Another level down, there was work that exceptionally well produced, but which felt cognitively empty to me. The first of these was Jem Southam’s show of British nature photography at the Robert Mann Gallery at 210 11th Avenue. Southam uses color in the most painterly fashion imaginable and any of these works would look great on a bank wall – that’s also their limitation. In a very similar fashion, Michael Abrams’ show of oil landscapes at the Sears Peyton Gallery presents the most fawning nostalgia for American impressionism I’ve seen in ages.
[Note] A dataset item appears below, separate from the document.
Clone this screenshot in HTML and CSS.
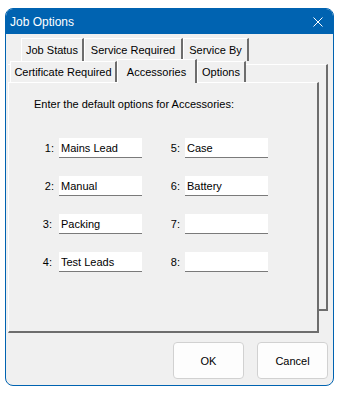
FILE: index.html
```html
<!DOCTYPE html>
<html>
  <head>
    <title>Job Options</title>
    <link rel="stylesheet" href="styles.css">
  </head>
  <body>
    <div class="window">
      <div class="titlebar">
        <span class="title">Job Options</span>
        <svg class="close" width="10" height="10" viewBox="0 0 10 10">
          <path d="M0.5 0.5L9.5 9.5M9.5 0.5L0.5 9.5" stroke="#ffffff" stroke-width="1" fill="none" />
        </svg>
      </div>
      <div class="client">
        <div class="tabs">
          <div class="tabrow row1">
            <div class="tab tab-status">Job Status</div>
            <div class="tab tab-required">Service Required</div>
            <div class="tab tab-by">Service By</div>
          </div>
          <div class="back">
            <div class="tabrow row2">
              <div class="tab tab-cert">Certificate Required</div>
              <div class="tab tab-acc active">Accessories</div>
              <div class="tab tab-opt">Options</div>
            </div>
            <div class="page">
              <p class="intro">Enter the default options for Accessories:</p>
              <div class="fields">
                <label class="field"><span class="num">1:</span><input type="text" value="Mains Lead" /></label>
                <label class="field"><span class="num">5:</span><input type="text" value="Case" /></label>
                <label class="field"><span class="num">2:</span><input type="text" value="Manual" /></label>
                <label class="field"><span class="num">6:</span><input type="text" value="Battery" /></label>
                <label class="field nudge"><span class="num">3:</span><input type="text" value="Packing" /></label>
                <label class="field"><span class="num">7:</span><input type="text" value="" /></label>
                <label class="field nudge"><span class="num">4:</span><input type="text" value="Test Leads" /></label>
                <label class="field"><span class="num">8:</span><input type="text" value="" /></label>
              </div>
            </div>
          </div>
        </div>
        <div class="buttons">
          <button class="btn">OK</button>
          <button class="btn">Cancel</button>
        </div>
      </div>
    </div>
  </body>
</html>
```

FILE: styles.css
```css
body {
  margin: 0;
  background-color: #ffffff;
  font-family: "Liberation Sans", Arial, sans-serif;
}
.window {
  margin: 8px 0 0 5px;
  width: 329px;
  height: 378px;
  box-sizing: border-box;
  border: 1px solid #0063b1;
  border-radius: 8px;
  background-color: #f0f0f0;
  overflow: hidden;
  display: flex;
  flex-direction: column;
}
.titlebar {
  flex: none;
  height: 25px;
  background-color: #0063b1;
  color: #ffffff;
  font-size: 12px;
  display: flex;
  align-items: center;
  justify-content: space-between;
  padding: 0 10px 0 4px;
}
.close {
  display: block;
}
.client {
  flex: 1;
  padding-top: 4px;
}
.tabs {
  margin: 0 5px 0 2px;
  font-size: 11px;
  color: #000000;
}
.tabrow {
  display: flex;
}
.row1 {
  margin-left: 13px;
  height: 23px;
}
.row2 {
  margin-top: -4px;
  margin-left: 2px;
  height: 21px;
  align-items: flex-end;
}
.tab {
  box-sizing: border-box;
  border-top: 1px solid #ffffff;
  border-left: 1px solid #ffffff;
  border-right: 2px solid #6d6d6d;
  background-color: #f0f0f0;
  display: flex;
  align-items: center;
  justify-content: center;
  white-space: nowrap;
}
.row1 .tab {
  height: 23px;
}
.row2 .tab {
  height: 21px;
}
.row2 .active {
  height: 24px;
  margin-bottom: -1px;
  position: relative;
  z-index: 1;
}
.tab-status { width: 63px; }
.tab-required { width: 99px; }
.tab-by { width: 66px; }
.tab-cert { width: 107px; }
.tab-acc { width: 80px; }
.tab-opt { width: 49px; }
.back {
  margin-top: 3px;
  border-top: 1px solid #ffffff;
  border-right: 2px solid #6d6d6d;
  border-bottom: 2px solid #6d6d6d;
}
.page {
  box-sizing: border-box;
  height: 251px;
  margin: 0 7px -24px 0;
  border-top: 1px solid #ffffff;
  border-left: 1px solid #ffffff;
  border-right: 2px solid #6d6d6d;
  border-bottom: 2px solid #6d6d6d;
  background-color: #f0f0f0;
  padding: 14px 0 0 25px;
}
.intro {
  margin: 0;
  line-height: 14px;
}
.fields {
  margin: 27px 0 0 4px;
  display: grid;
  grid-template-columns: 104px 104px;
  column-gap: 22px;
  row-gap: 18px;
}
.field {
  display: flex;
  align-items: center;
  gap: 5px;
}
.num {
  width: 16px;
  text-align: right;
}
.field input {
  width: 83px;
  height: 20px;
  box-sizing: border-box;
  margin: 0;
  border: none;
  border-bottom: 1px solid #7a7a7a;
  padding: 0 2px;
  font: inherit;
  color: #000000;
  background-color: #ffffff;
  outline: none;
}
.nudge input {
  margin-left: 2px;
}
.buttons {
  display: flex;
  justify-content: flex-end;
  gap: 13px;
  margin: 31px 5px 0 0;
}
.btn {
  width: 71px;
  height: 37px;
  border: 1px solid #d1d1d1;
  border-radius: 4px;
  background-color: #fdfdfd;
  font-family: "Liberation Sans", Arial, sans-serif;
  font-size: 11px;
  color: #000000;
  padding: 0;
}
```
These too will look fabulous on the walls of a major financial institution.

 

Then, of course, there were all the works that wouldn’t look good even on a bank wall, which were conceptually muddled, derivative without any attitude and/or hopeless muddled. There’s a lot of that out there these days. I’m not sure that this hasn’t always been the case. But if I go into another small dark room to watch a bad video only to notice that there is sand on the floor, I’m going to spew. Or abstractions that scream out that the last person to have a good idea about abstract art was Hoffman or Pollock or DeKooning.

 

Of all of these shows, only Hao’s felt at all new to me, doing what I take to be a primary task of art – cognitively pushing into the real world in such a way as to add definition. And in the process expanding the definition of art itself. Hao was born & raised & lives in Beijing, not where you’d expect someone active in the contemporary art scene to live. He’s also under 40. Chambers Fine Arts is at 210 11th Street and the show will be up until March 20.